The grainy ash body has a slightly yellowed blonde finish, not as dark as the earlier '50s style but more transparent than the early 1960s "white-blonde". The body is dated 1-55 in the neck cavity. The neck is also dated 1-55 with Taddeo Gomez initials. It has a relatively rounded profile that shows the beginnings of the "V" shape that became more prominent in 1957. The serial number is stamped on the neck plate (recently moved from the bridge) and is still in the original 4-digit series.

The single flat-pole pickup back by the bridge is still in "blackguard" territory sonically. It is controlled by a volume, tone, and 3-way switch with a "top hat" tip offering three tonal options: the #1 bass-heavy rolloff setting, the #2 straight tone control, and #3 "bypass" sending the signal straight to the jack. This last setting is the Esquire's secret bonus, offering some of the finest, snarliest tones ever to emerge from the Fullerton factory.

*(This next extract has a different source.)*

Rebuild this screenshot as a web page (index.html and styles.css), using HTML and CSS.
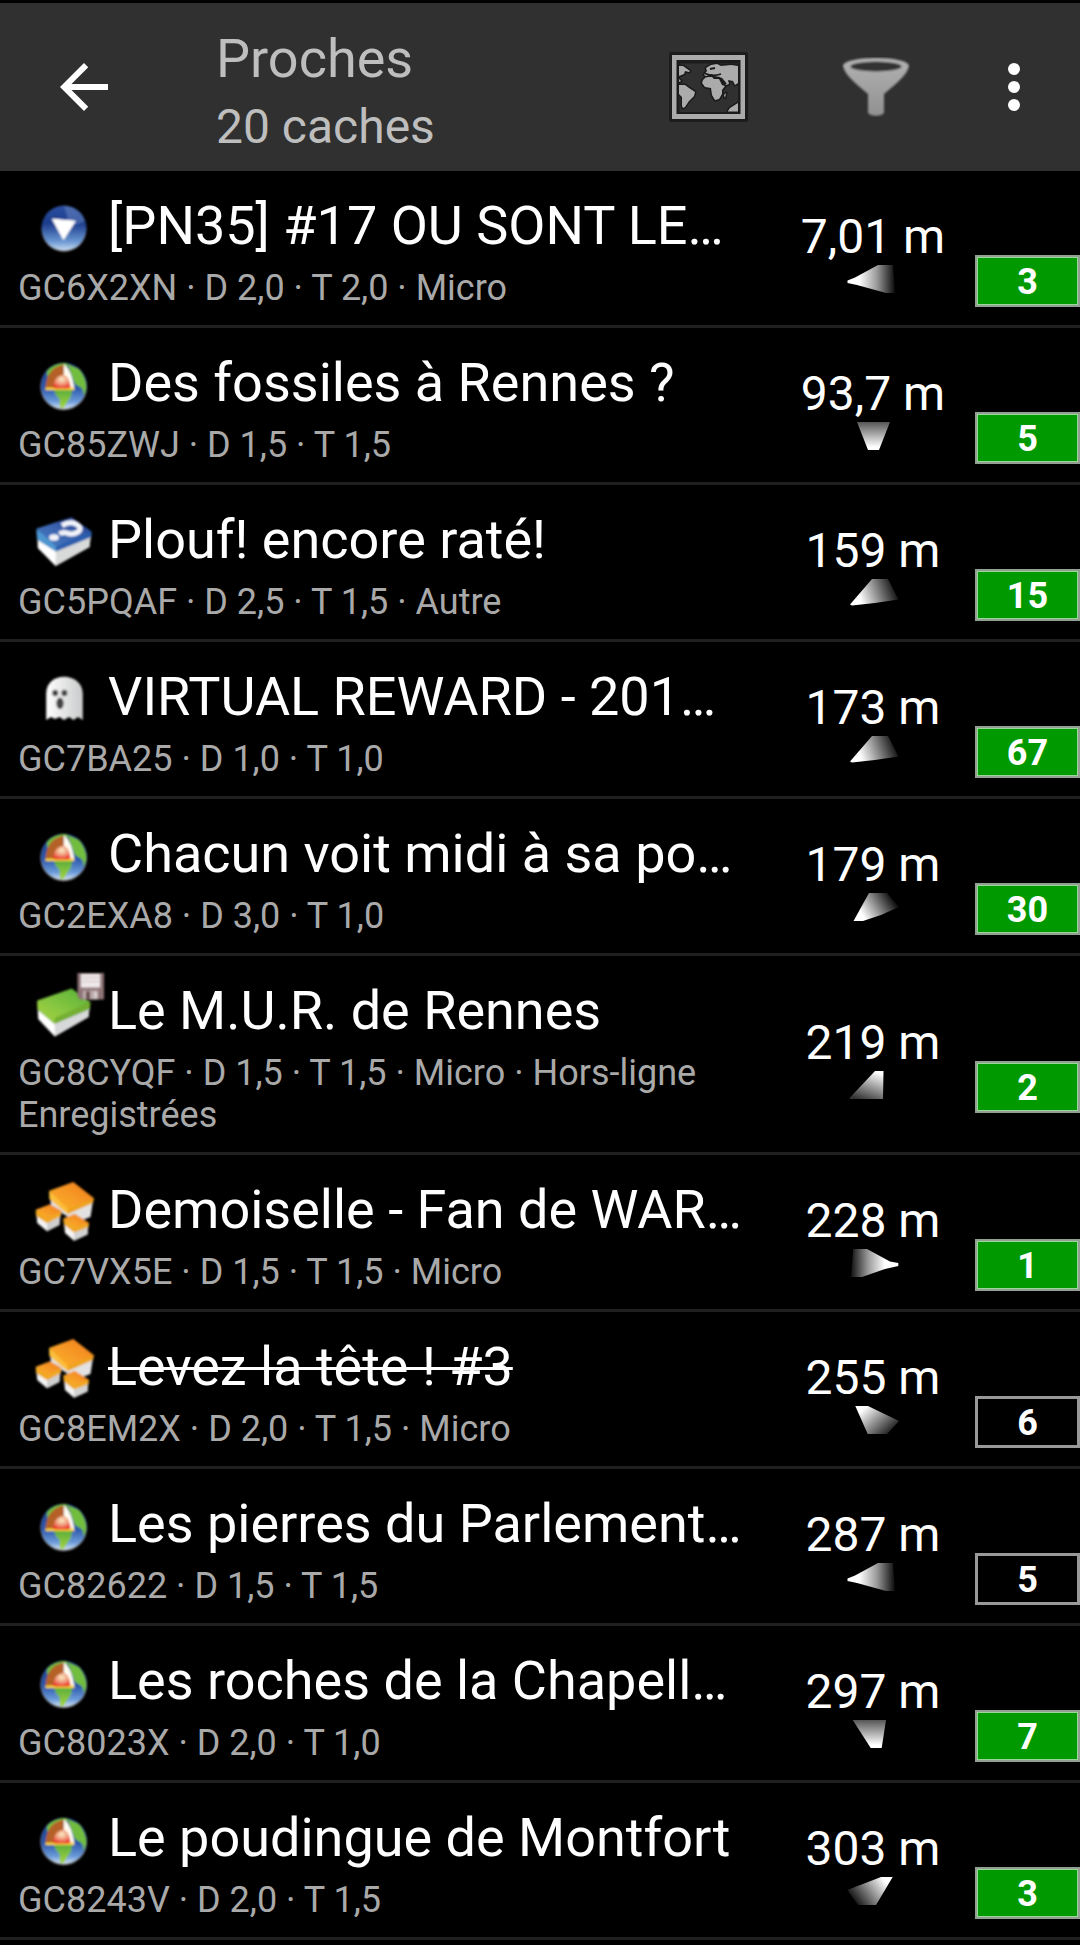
FILE: index.html
```html
<!DOCTYPE html>
<html lang="fr">
<head>
<meta charset="utf-8">
<title>Proches</title>
<link rel="stylesheet" href="styles.css">
</head>
<body>
<svg class="defs" width="0" height="0" aria-hidden="true">
  <defs>
    <linearGradient id="blue" x1="0" y1="0" x2="0" y2="1"><stop offset="0" stop-color="#2d4f9f"/><stop offset=".4" stop-color="#1c3c8c"/><stop offset=".8" stop-color="#6a97d2"/><stop offset="1" stop-color="#c8dcf0"/></linearGradient>
    <linearGradient id="ocean" x1="0" y1="0" x2="0" y2="1"><stop offset="0" stop-color="#1d3f86"/><stop offset=".55" stop-color="#2c58ab"/><stop offset=".85" stop-color="#6f9edb"/><stop offset="1" stop-color="#dbe8f6"/></linearGradient>
    <linearGradient id="land" x1="0" y1="0" x2="0" y2="1"><stop offset="0" stop-color="#5cae3c"/><stop offset="1" stop-color="#a5d43c"/></linearGradient>
    <radialGradient id="core" cx=".5" cy=".35" r=".7"><stop offset="0" stop-color="#f8f0c8"/><stop offset=".5" stop-color="#f2987a"/><stop offset="1" stop-color="#e8261c"/></radialGradient>
    <linearGradient id="lidBlue" x1="0" y1="1" x2="1" y2="0"><stop offset="0" stop-color="#4a7fc4"/><stop offset=".5" stop-color="#3a62ae"/><stop offset="1" stop-color="#1c3c90"/></linearGradient>
    <linearGradient id="lidGreen" x1="0" y1="1" x2="1" y2="0"><stop offset="0" stop-color="#a4d344"/><stop offset="1" stop-color="#55b038"/></linearGradient>
    <linearGradient id="lidOrange" x1="0" y1="1" x2="1" y2="0"><stop offset="0" stop-color="#fcb42c"/><stop offset="1" stop-color="#f07c1e"/></linearGradient>
    <linearGradient id="white" x1="0" y1="0" x2="1" y2="0"><stop offset="0" stop-color="#fff"/><stop offset="1" stop-color="#c9cacb"/></linearGradient>
    <linearGradient id="metal" x1="0" y1="0" x2="0" y2="1"><stop offset="0" stop-color="#b2b2b2"/><stop offset="1" stop-color="#919191"/></linearGradient>
    <filter id="soft" x="-10%" y="-10%" width="120%" height="120%"><feGaussianBlur stdDeviation=".9"/></filter>

    <symbol id="wherigo" viewBox="0 0 72 72" overflow="visible">
      <g filter="url(#soft)"><circle cx="30" cy="46.5" r="22.3" fill="#777"/><circle cx="30" cy="45" r="22.5" fill="url(#blue)"/>
      <path d="M30 23Q46 24 51 38Q40 44 34 40Q34 34 30 23" fill="#8aa5d8" opacity=".35"/>
      <path d="M18.5 36.2L41.2 38.2L29.5 56.5Z" fill="#fff" stroke="#fff" stroke-width="1"/></g>
    </symbol>
    <symbol id="earth" viewBox="0 0 72 72" overflow="visible">
      <g filter="url(#soft)"><circle cx="29.7" cy="46.8" r="23.4" fill="#777"/><circle cx="29.7" cy="45.8" r="23" fill="url(#ocean)"/>
      <path d="M13 31Q20 23 31 23L45 29Q52 37 52.5 48L50 56Q49 48 46 47L41 44L34 26Q20 27 13 37Z" fill="#72bd3d"/>
      <path d="M20 50H38Q38 57 34 61L29.5 68L26 67.5L25.5 59Q21 55 20 50Z" fill="url(#land)"/>
      <path d="M29.7 24Q38 30 40.5 50L29 49.5Z" fill="#fffdf0"/>
      <path d="M11.5 49Q12 28 29.7 24.5V40L24 49.5Z" fill="#b56028"/>
      <path d="M11.5 48.8H40" stroke="#f8d43c" stroke-width="2.5" fill="none"/>
      <path d="M19 48Q20 36 29.5 34.5Q36 37 36.5 48Q28 49 19 48Z" fill="url(#core)"/></g>
    </symbol>
    <symbol id="mystery" viewBox="0 0 72 72" overflow="visible">
      <g filter="url(#soft)"><path d="M3.5 41L22 53L56.5 39L55.5 50L21.5 69L3.8 51Z" fill="#fff"/>
      <path d="M21.8 52L57 38L55.5 50L21.5 69Z" fill="#d8d9d9"/>
      <path d="M2.5 32L22 47L57.5 34.5V40L22 54.5L3 42.5Z" fill="#2a5fae"/>
      <path d="M2.5 32L22 47L22 54.5L3 42.5Z" fill="#4e97d0"/>
      <path d="M2.5 31.5L37.6 20.2L57.5 34.5L22 49.5Z" fill="url(#lidBlue)"/>
      <path d="M28 28.5Q36 24 42 27Q49 31 44 35Q38 38.5 33 36Q29 34.5 25.5 37" fill="none" stroke="#f2f4fa" stroke-width="5"/><ellipse cx="20" cy="40.5" rx="4.8" ry="3.2" fill="#f2f4fa"/></g>
    </symbol>
    <symbol id="traditional" viewBox="0 0 72 72" overflow="visible">
      <g filter="url(#soft)"><path d="M3.7 42L21 54L55.5 40L54.5 49L20.7 68.5L4.2 51Z" fill="#fff"/>
      <path d="M20.7 54L55.5 40L54.5 49L20.7 68.5Z" fill="#d7d8d9"/>
      <path d="M3.3 32.5L21 48L56.5 34L56 41L20.5 56L3.5 41.5Z" fill="#75af32"/>
      <path d="M3.3 32.5L21 48L20.5 56L3.5 41.5Z" fill="#95cb40"/>
      <path d="M3.3 32.5L37.6 20.4L56.5 34L20.5 50Z" fill="url(#lidGreen)"/></g>
    </symbol>
    <symbol id="floppy" viewBox="0 0 28 28" overflow="visible">
      <g filter="url(#soft)"><path d="M.5 .5H27V27H3L.5 24Z" fill="#907577"/><path d="M4 1.5H23V15H4Z" fill="#f0e9ea"/><path d="M5 5H22M5 9H22" stroke="#d5cccd" stroke-width="1.3"/>
      <path d="M6 18H21V27H6Z" fill="#b9a9aa"/><path d="M9 19H13V27H9Z" fill="#69494c"/><path d="M17 19H20V26H17Z" fill="#d9cfd0"/></g>
    </symbol>
    <symbol id="multi" viewBox="0 0 72 72" overflow="visible">
      <g filter="url(#soft)"><path d="M16 30L34 44L59 34L56.5 50L46 54L34 50L17 39Z" fill="#e2e2e2"/>
      <path d="M15.3 23.7L33.5 40L60 31.5L59 36L34 47L15.5 32Z" fill="#eea41f"/><path d="M15.3 23.7L33.5 40V47L15.5 32Z" fill="#fcbf3a"/><path d="M15.3 23.7L39.3 15L60.3 31.5L33.5 42Z" fill="url(#lidOrange)"/>
      <path d="M2.4 47L12 54L26 48L25.2 58L13 64.3L3.2 56Z" fill="#f4f4f4"/><path d="M13 55L26.5 48L25.5 58L13 64.3Z" fill="#cfcfcf"/>
      <path d="M1.7 42.7L13.3 50L27.6 43.7L27 49L13 56.3L2 49Z" fill="#f0a820"/><path d="M1.7 42.7L16 37.2L27.6 43.7L13.3 52Z" fill="url(#lidOrange)"/>
      <path d="M30 56L40 63L54.2 58L53.5 67.5L40 73.7L31 66Z" fill="#f4f4f4"/><path d="M40 63L54.5 58L53.5 67.5L40 73.7Z" fill="#d2d2d2"/>
      <path d="M29.2 51.5L40 59L55 55.7L54.5 60L40 65.5L29.8 57.5Z" fill="#f0a820"/><path d="M29.2 51.5L40.7 46.8L55 55.7L40 61Z" fill="url(#lidOrange)"/></g>
    </symbol>
    <symbol id="ghost" viewBox="0 0 72 72" overflow="visible">
      <g filter="url(#soft)"><path d="M12.2 66V40C12.2 29 20 22.8 30 22.8S48.8 29 48.8 40V66L44 63L39.5 66L35 63L30 66L25.5 63L21 65L17 63Z" fill="url(#white)"/>
      <ellipse cx="21.2" cy="39" rx="3" ry="3.3" fill="#444"/><ellipse cx="30.4" cy="39" rx="3" ry="3.3" fill="#444"/><ellipse cx="26" cy="49.3" rx="3.7" ry="5.8" fill="#444"/></g>
    </symbol>

    <linearGradient id="gLeft" gradientUnits="userSpaceOnUse" x1="14" y1="0" x2="50" y2="0"><stop offset="0" stop-color="#fff"/><stop offset=".5" stop-color="#999"/><stop offset="1" stop-color="#0a0a0a"/></linearGradient>
    <linearGradient id="gDown" gradientUnits="userSpaceOnUse" x1="0" y1="25" x2="0" y2="-2"><stop offset="0" stop-color="#fff"/><stop offset="1" stop-color="#484848"/></linearGradient>
    <linearGradient id="gLow" gradientUnits="userSpaceOnUse" x1="15" y1="20" x2="50" y2="8"><stop offset="0" stop-color="#fff"/><stop offset="1" stop-color="#111"/></linearGradient>
    <linearGradient id="gLow2" gradientUnits="userSpaceOnUse" x1="18" y1="23" x2="47" y2="5"><stop offset="0" stop-color="#fff"/><stop offset="1" stop-color="#111"/></linearGradient>
    <linearGradient id="gUp" gradientUnits="userSpaceOnUse" x1="35" y1="2" x2="24" y2="32"><stop offset="0" stop-color="#fff"/><stop offset="1" stop-color="#333"/></linearGradient>
    <linearGradient id="gRight" gradientUnits="userSpaceOnUse" x1="40" y1="0" x2="6" y2="0"><stop offset="0" stop-color="#fff"/><stop offset=".5" stop-color="#999"/><stop offset="1" stop-color="#111"/></linearGradient>
    <linearGradient id="gUpLeft" gradientUnits="userSpaceOnUse" x1="18" y1="3" x2="42" y2="29"><stop offset="0" stop-color="#fff"/><stop offset="1" stop-color="#222"/></linearGradient>
    <linearGradient id="gUpRight" gradientUnits="userSpaceOnUse" x1="40" y1="4" x2="10" y2="26"><stop offset="0" stop-color="#fff"/><stop offset="1" stop-color="#111"/></linearGradient>
    <symbol id="a-left" viewBox="0 0 56 28"><path d="M2.5 15.5L10 12.5L33 0H48L50 28H41L12 20L2.5 18Z" fill="url(#gLeft)"/></symbol>
    <symbol id="a-down" viewBox="0 0 56 28"><path d="M12 0H45L34 28H23Z" fill="url(#gDown)"/></symbol>
    <symbol id="a-low" viewBox="0 0 56 28"><path d="M5 25.5L27 0H43L53.5 20.5L30 24L7 26.5Z" fill="url(#gLow)"/></symbol>
    <symbol id="a-low2" viewBox="0 0 56 28"><path d="M8.5 28L24 0H42L54 14L36 22L18 28Z" fill="url(#gLow2)"/></symbol>
    <symbol id="a-up" viewBox="0 0 56 28"><path d="M38.5 0H30L5 26.5V28H38Z" fill="url(#gUp)"/></symbol>
    <symbol id="a-right" viewBox="0 0 56 28"><path d="M8.3 0H22L45 12.5L53.3 14V17L40 20L17 28H6Z" fill="url(#gRight)"/></symbol>
    <symbol id="a-upleft" viewBox="0 0 56 28"><path d="M10.3 0H23L54 15L42 28H22.7Z" fill="url(#gUpLeft)"/></symbol>
    <symbol id="a-down2" viewBox="0 0 56 28"><path d="M7.7 0H41L36.7 28H25.7Z" fill="url(#gDown)"/></symbol>
    <symbol id="a-upright" viewBox="0 0 56 28"><path d="M47.7 0H36L2.3 13L13 28H31Z" fill="url(#gUpRight)"/></symbol>
  </defs>
</svg>

<header class="bar">
  <svg class="bar-back" viewBox="0 0 24 24"><path d="M20 11H7.83l5.59-5.59L12 4l-8 8 8 8 1.41-1.41L7.83 13H20v-2z" fill="#fff"/></svg>
  <div class="bar-titles">
    <h1 class="bar-title">Proches</h1>
    <div class="bar-sub">20 caches</div>
  </div>
  <svg class="bar-map" viewBox="0 0 80 72">
    <rect x="0" y="1" width="79" height="70" rx="2" fill="#1c1c1c"/>
    <rect x="3" y="4" width="73" height="64" fill="#ababab"/>
    <rect x="7.5" y="9" width="64" height="54" fill="#1c1c1c"/>
    <rect x="10.5" y="12.5" width="58.5" height="48.5" fill="#303030"/>
    <g fill="#ababab" stroke="#1a1a1a" stroke-width="3" stroke-linejoin="round" paint-order="stroke">
      <path d="M10 15L14 15L21 20L20 21L16 20L15 23L10 25Z"/>
      <path d="M10 28L12 30L10 31Z"/>
      <path d="M10 34L16 34L20 37L26 41L25 45L20 50L16 56L14 57L13 55L13 46L10 43Z"/>
      <path d="M34 29L37 26H43L45 28L50 28L53 34L56 35L53 39L53 43L50 48L46 49L43 44L42 37L36 36L33 32Z"/>
      <path d="M35 24L38 20L37 17L42 14L48 13L52 15L62 14L69 15V32L66 34L64 30L59 29L60 33L57 34L53 28L51 26L45 25L43 23L37 25Z"/>
      <path d="M55 44L57 42L56 47Z"/><path d="M59 60L61 57L69 52V60.5H59Z"/>
    </g>
    <path d="M36 22.5Q44 26 52 23M41 18L46 17M52 27L57 33" stroke="#1c1c1c" stroke-width="1.8" fill="none"/>
  </svg>
  <svg class="bar-filter" viewBox="0 0 68 60">
    <g filter="url(#soft)"><path d="M1 9C1 4 16 1 34 1S67 4 67 9C65 18 55 26 42 37V55C42 60 26 60 26 55V37C13 26 3 18 1 9Z" fill="url(#metal)"/>
    <ellipse cx="34" cy="9.5" rx="25.5" ry="5" fill="#303030"/></g>
  </svg>
  <svg class="bar-more" viewBox="0 0 24 24"><g fill="#fff"><circle cx="12" cy="6" r="2"/><circle cx="12" cy="12" r="2"/><circle cx="12" cy="18" r="2"/></g></svg>
</header>

<main class="list">
  <article class="row">
    <div class="info"><div class="head"><svg class="icon"><use href="#wherigo"/></svg><h2 class="name">[PN35] #17 OU SONT LE…</h2></div><p class="meta">GC6X2XN · D 2,0 · T 2,0 · Micro</p></div>
    <div class="where"><span class="dist">7,01 m</span><svg class="arrow"><use href="#a-left"/></svg></div><span class="badge on">3</span>
  </article>
  <article class="row">
    <div class="info"><div class="head"><svg class="icon"><use href="#earth"/></svg><h2 class="name">Des fossiles à Rennes ?</h2></div><p class="meta">GC85ZWJ · D 1,5 · T 1,5</p></div>
    <div class="where"><span class="dist">93,7 m</span><svg class="arrow"><use href="#a-down"/></svg></div><span class="badge on">5</span>
  </article>
  <article class="row">
    <div class="info"><div class="head"><svg class="icon"><use href="#mystery"/></svg><h2 class="name">Plouf! encore raté!</h2></div><p class="meta">GC5PQAF · D 2,5 · T 1,5 · Autre</p></div>
    <div class="where"><span class="dist">159 m</span><svg class="arrow"><use href="#a-low"/></svg></div><span class="badge on">15</span>
  </article>
  <article class="row">
    <div class="info"><div class="head"><svg class="icon"><use href="#ghost"/></svg><h2 class="name">VIRTUAL REWARD - 201…</h2></div><p class="meta">GC7BA25 · D 1,0 · T 1,0</p></div>
    <div class="where"><span class="dist">173 m</span><svg class="arrow"><use href="#a-low"/></svg></div><span class="badge on">67</span>
  </article>
  <article class="row">
    <div class="info"><div class="head"><svg class="icon"><use href="#earth"/></svg><h2 class="name">Chacun voit midi à sa po…</h2></div><p class="meta">GC2EXA8 · D 3,0 · T 1,0</p></div>
    <div class="where"><span class="dist">179 m</span><svg class="arrow"><use href="#a-low2"/></svg></div><span class="badge on">30</span>
  </article>
  <article class="row">
    <div class="info"><div class="head"><svg class="icon"><use href="#traditional"/><use href="#floppy" x="43" y="4.5" width="28" height="28"/></svg><h2 class="name">Le M.U.R. de Rennes</h2></div><p class="meta">GC8CYQF · D 1,5 · T 1,5 · Micro · Hors-ligne<br>Enregistrées</p></div>
    <div class="where"><span class="dist">219 m</span><svg class="arrow"><use href="#a-up"/></svg></div><span class="badge on">2</span>
  </article>
  <article class="row">
    <div class="info"><div class="head"><svg class="icon"><use href="#multi"/></svg><h2 class="name">Demoiselle - Fan de WAR…</h2></div><p class="meta">GC7VX5E · D 1,5 · T 1,5 · Micro</p></div>
    <div class="where"><span class="dist">228 m</span><svg class="arrow"><use href="#a-right"/></svg></div><span class="badge on">1</span>
  </article>
  <article class="row">
    <div class="info"><div class="head"><svg class="icon"><use href="#multi"/></svg><h2 class="name disabled">Levez la tête ! #3</h2></div><p class="meta">GC8EM2X · D 2,0 · T 1,5 · Micro</p></div>
    <div class="where"><span class="dist">255 m</span><svg class="arrow"><use href="#a-upleft"/></svg></div><span class="badge">6</span>
  </article>
  <article class="row">
    <div class="info"><div class="head"><svg class="icon"><use href="#earth"/></svg><h2 class="name">Les pierres du Parlement…</h2></div><p class="meta">GC82622 · D 1,5 · T 1,5</p></div>
    <div class="where"><span class="dist">287 m</span><svg class="arrow"><use href="#a-left"/></svg></div><span class="badge">5</span>
  </article>
  <article class="row">
    <div class="info"><div class="head"><svg class="icon"><use href="#earth"/></svg><h2 class="name">Les roches de la Chapell…</h2></div><p class="meta">GC8023X · D 2,0 · T 1,0</p></div>
    <div class="where"><span class="dist">297 m</span><svg class="arrow"><use href="#a-down2"/></svg></div><span class="badge on">7</span>
  </article>
  <article class="row">
    <div class="info"><div class="head"><svg class="icon"><use href="#earth"/></svg><h2 class="name">Le poudingue de Montfort</h2></div><p class="meta">GC8243V · D 2,0 · T 1,5</p></div>
    <div class="where"><span class="dist">303 m</span><svg class="arrow"><use href="#a-upright"/></svg></div><span class="badge on">3</span>
  </article>
</main>
</body>
</html>
```
FILE: styles.css
```css
* { box-sizing: border-box; }
body {
  margin: 0;
  background: #000;
  color: #fff;
  font-family: Roboto, "Liberation Sans", sans-serif;
  overflow: hidden;
}
svg { display: block; flex: none; }
.defs { position: absolute; }
h1, h2, p { margin: 0; font-weight: 400; }

.bar {
  display: flex;
  align-items: center;
  height: 171px;
  border-top: 3px solid #000;
  background: #303030;
  color: #bebebe;
}
.bar-back { width: 72px; height: 72px; margin-left: 48px; }
.bar-titles { width: 453px; margin-left: 96px; padding-top: 16px; }
.bar-title { font-size: 54px; line-height: 64px; }
.bar-sub { font-size: 48px; line-height: 72px; }
.bar-map { width: 80px; height: 72px; }
.bar-filter { width: 68px; height: 60px; margin-left: 93px; }
.bar-more { width: 72px; height: 72px; margin-left: 68px; }

.row {
  display: flex;
  align-items: center;
  border-bottom: 3px solid #1f1f1f;
}
.info { width: 771px; padding: 12px 0 16px 18px; }
.head { display: flex; height: 84px; padding-left: 16px; }
.icon { width: 72px; height: 72px; overflow: visible; }
.name {
  margin-left: 2px;
  padding-top: 7px;
  font-size: 54px;
  line-height: 72px;
  white-space: nowrap;
}
.disabled { text-decoration: line-through; text-decoration-thickness: 3px; }
.meta { font-size: 36px; line-height: 42px; color: #a9a9a9; }

.where {
  display: flex;
  flex-direction: column;
  align-items: center;
  width: 204px;
  padding-top: 6px;
}
.dist { font-size: 48px; line-height: 56px; white-space: nowrap; }
.arrow { width: 56px; height: 28px; }

.badge {
  width: 105px;
  height: 52px;
  margin-top: 66px;
  border: 3px solid #999;
  font-size: 36px;
  font-weight: 700;
  line-height: 48px;
  text-align: center;
}
.badge.on {
  border: 2px solid #939f93;
  box-shadow: inset 0 0 0 1px #99d699;
  background: #090;
  line-height: 50px;
}
```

This one was wired up by Gloria on 1-26-55, and her masking tape tag is still intact in the cavity.

This early "Whiteguard" is a fantastic-sounding guitar, a joy to play...even to just hold! It has a small "playing card" applique on the body, but is otherwise unaltered. This exact style was used by Luther Perkins with Johnny Cash and Paul Burlison with the Johnny Burnette Trio, as well as many other early rock'n'roll and country players. It resides in a modern molded plastic case, still a twang machine par excellence.
 
Overall length is 38 3/4 in. (98.4 cm.), 12 3/4 in. (32.4 cm.) wide at lower bout, and 1 3/4 in. (4.4 cm.) in depth, measured at side of rim. Scale length is 25 1/2 in. (648 mm.). Width of nut is 1 5/8 in. (41 mm.).

This is a nicely original and well-preserved guitar, with only the addition of a small talisman on the top of the body keeping it from being 100% unaltered. The body and neck finish show some typical wear with small dings, scratches, and scuffs, most notably to the body edges. The back shows only a small area of belt buckle wear. The neck finish has some wear to the back and edges, through to the wood only in the lower positions. The fingerboard has spots worn through the lacquer from in the "cowboy chord" zone down to around the 6th fret. There is a bit of missing finish right at the bottom end of the neck, where somebody strummed long ago.

All hardware on the instrument is original including the tuners, pickup, wiring, knobs, and bridge components. The steel bridge saddles have some corrosion but nothing too serious. The pickguard is original and quite well-preserved with no cracks and only some light scratching on the top surface. The Esquire-specific electronics are complete and undisturbed. The little "Gambler" emblem added at some point to the top shows an ace-high deck is neatly made of pearl with rhinestone accents. It appears pretty solidly affixed and we'd consider it bad luck to try to remove it...it's definitely part of this guitar's history!

The original frets have some wear, mostly in the lower positions but not enough to adversely affect playability. The guitar plays and sounds fantastic, just as good as expected and overall is one of the nicer "Whiteguards" we have had, a twang machine par excellence. The original case or bag is no longer with it, but it is housed in a molded plastic case with a bit of provenance to it; a re-issue tweed case can be supplied if desired. Excellent Condition.